● **Material provided**:

+++++

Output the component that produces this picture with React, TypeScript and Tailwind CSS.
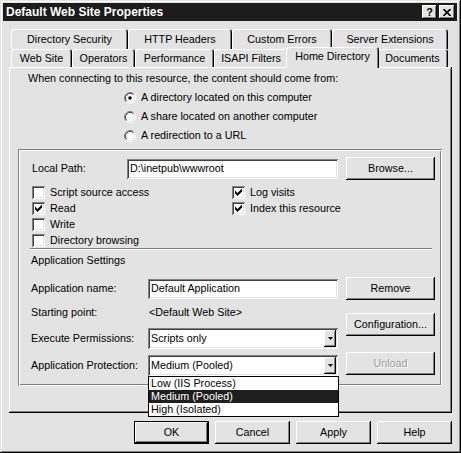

+++++

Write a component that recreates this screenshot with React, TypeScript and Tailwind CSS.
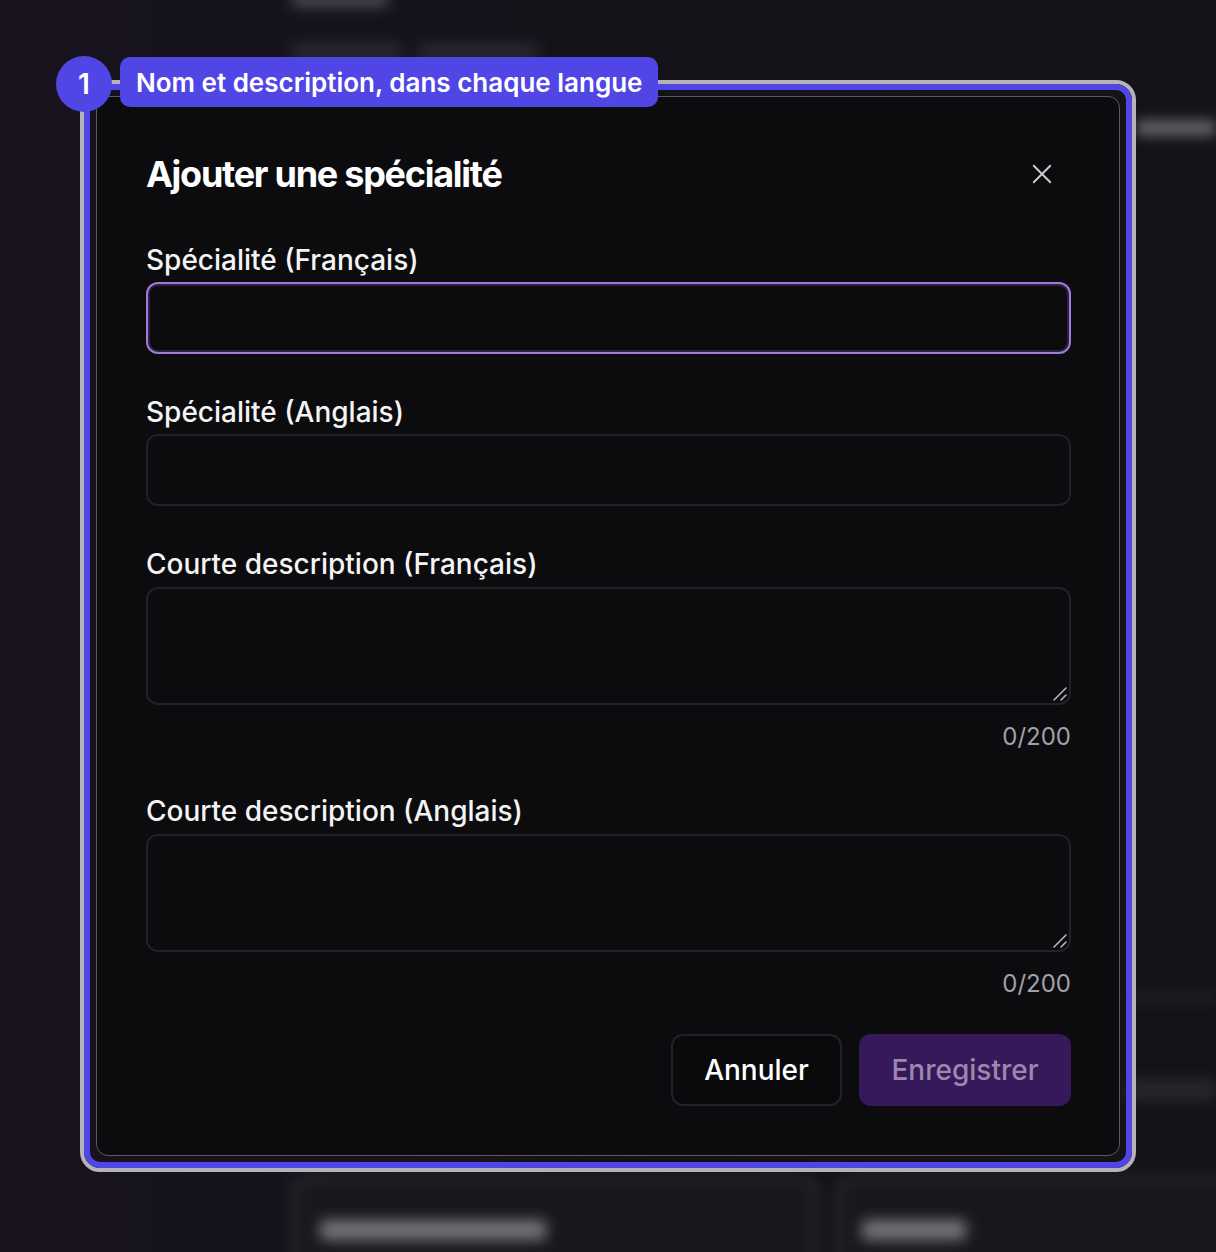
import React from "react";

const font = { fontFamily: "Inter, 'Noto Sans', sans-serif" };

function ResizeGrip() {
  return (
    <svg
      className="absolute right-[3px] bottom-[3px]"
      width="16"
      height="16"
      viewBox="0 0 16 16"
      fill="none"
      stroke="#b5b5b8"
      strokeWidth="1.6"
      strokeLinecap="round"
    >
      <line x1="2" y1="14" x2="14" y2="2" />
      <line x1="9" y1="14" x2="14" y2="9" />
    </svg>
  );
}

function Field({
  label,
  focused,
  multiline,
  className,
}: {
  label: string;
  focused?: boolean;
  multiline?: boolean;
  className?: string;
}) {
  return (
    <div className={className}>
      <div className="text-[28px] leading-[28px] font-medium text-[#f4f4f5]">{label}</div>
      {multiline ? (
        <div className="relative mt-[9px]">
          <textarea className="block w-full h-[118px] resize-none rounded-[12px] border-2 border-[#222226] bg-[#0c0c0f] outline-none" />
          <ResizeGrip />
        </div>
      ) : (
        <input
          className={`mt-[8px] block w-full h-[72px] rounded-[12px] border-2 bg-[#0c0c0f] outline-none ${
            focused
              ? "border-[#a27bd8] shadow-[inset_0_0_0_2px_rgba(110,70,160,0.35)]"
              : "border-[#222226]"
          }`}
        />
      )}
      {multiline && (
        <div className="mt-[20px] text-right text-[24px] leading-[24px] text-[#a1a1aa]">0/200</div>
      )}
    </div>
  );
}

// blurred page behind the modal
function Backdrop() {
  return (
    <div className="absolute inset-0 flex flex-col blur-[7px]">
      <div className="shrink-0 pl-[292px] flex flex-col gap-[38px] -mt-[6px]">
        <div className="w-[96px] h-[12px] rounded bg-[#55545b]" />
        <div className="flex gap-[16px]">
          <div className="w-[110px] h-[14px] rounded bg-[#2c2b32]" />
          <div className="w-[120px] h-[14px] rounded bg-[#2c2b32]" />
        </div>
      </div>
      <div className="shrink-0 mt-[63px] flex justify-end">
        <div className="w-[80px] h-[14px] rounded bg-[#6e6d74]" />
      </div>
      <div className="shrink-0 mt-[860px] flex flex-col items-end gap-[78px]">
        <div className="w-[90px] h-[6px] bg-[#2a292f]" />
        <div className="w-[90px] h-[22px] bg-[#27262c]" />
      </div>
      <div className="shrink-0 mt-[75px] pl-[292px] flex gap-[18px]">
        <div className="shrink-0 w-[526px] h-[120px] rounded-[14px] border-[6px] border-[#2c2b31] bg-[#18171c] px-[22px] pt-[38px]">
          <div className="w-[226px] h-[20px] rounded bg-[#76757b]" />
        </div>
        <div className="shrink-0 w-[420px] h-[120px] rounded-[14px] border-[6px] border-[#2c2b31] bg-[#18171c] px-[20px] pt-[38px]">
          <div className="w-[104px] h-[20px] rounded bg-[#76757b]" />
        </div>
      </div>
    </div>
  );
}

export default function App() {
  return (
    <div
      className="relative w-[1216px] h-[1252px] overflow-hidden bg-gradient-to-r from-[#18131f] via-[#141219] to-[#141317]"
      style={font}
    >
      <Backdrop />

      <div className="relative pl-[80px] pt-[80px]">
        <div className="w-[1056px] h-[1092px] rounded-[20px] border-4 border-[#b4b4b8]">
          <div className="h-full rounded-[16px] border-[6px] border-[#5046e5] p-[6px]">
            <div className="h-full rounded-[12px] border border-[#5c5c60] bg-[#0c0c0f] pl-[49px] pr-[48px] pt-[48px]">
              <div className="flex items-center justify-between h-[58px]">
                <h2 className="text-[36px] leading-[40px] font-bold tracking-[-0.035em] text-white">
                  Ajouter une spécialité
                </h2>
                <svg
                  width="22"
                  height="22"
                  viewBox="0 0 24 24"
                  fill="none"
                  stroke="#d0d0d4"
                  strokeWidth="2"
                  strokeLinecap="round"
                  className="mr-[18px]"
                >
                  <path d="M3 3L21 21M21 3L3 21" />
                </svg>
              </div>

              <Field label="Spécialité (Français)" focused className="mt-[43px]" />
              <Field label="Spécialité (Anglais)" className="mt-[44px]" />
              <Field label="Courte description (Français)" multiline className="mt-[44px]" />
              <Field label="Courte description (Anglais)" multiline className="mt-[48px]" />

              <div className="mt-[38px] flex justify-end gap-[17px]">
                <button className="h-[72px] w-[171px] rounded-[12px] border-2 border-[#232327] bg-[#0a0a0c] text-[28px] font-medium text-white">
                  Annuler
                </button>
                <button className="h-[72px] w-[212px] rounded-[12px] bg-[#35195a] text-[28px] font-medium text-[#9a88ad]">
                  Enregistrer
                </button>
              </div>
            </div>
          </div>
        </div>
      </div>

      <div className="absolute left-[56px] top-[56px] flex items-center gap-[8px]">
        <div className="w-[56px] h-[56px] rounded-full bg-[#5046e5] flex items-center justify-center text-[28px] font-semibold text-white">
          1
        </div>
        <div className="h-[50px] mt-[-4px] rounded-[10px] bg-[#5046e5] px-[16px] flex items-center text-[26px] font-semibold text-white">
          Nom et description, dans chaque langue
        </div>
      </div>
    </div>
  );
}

+++++

● **What this task involves**: In the material above, show every line where the word "React" turns up.

● **Finished answer**:
Output the component that produces this picture with React, TypeScript and Tailwind CSS.
Write a component that recreates this screenshot with React, TypeScript and Tailwind CSS.
import React from "react";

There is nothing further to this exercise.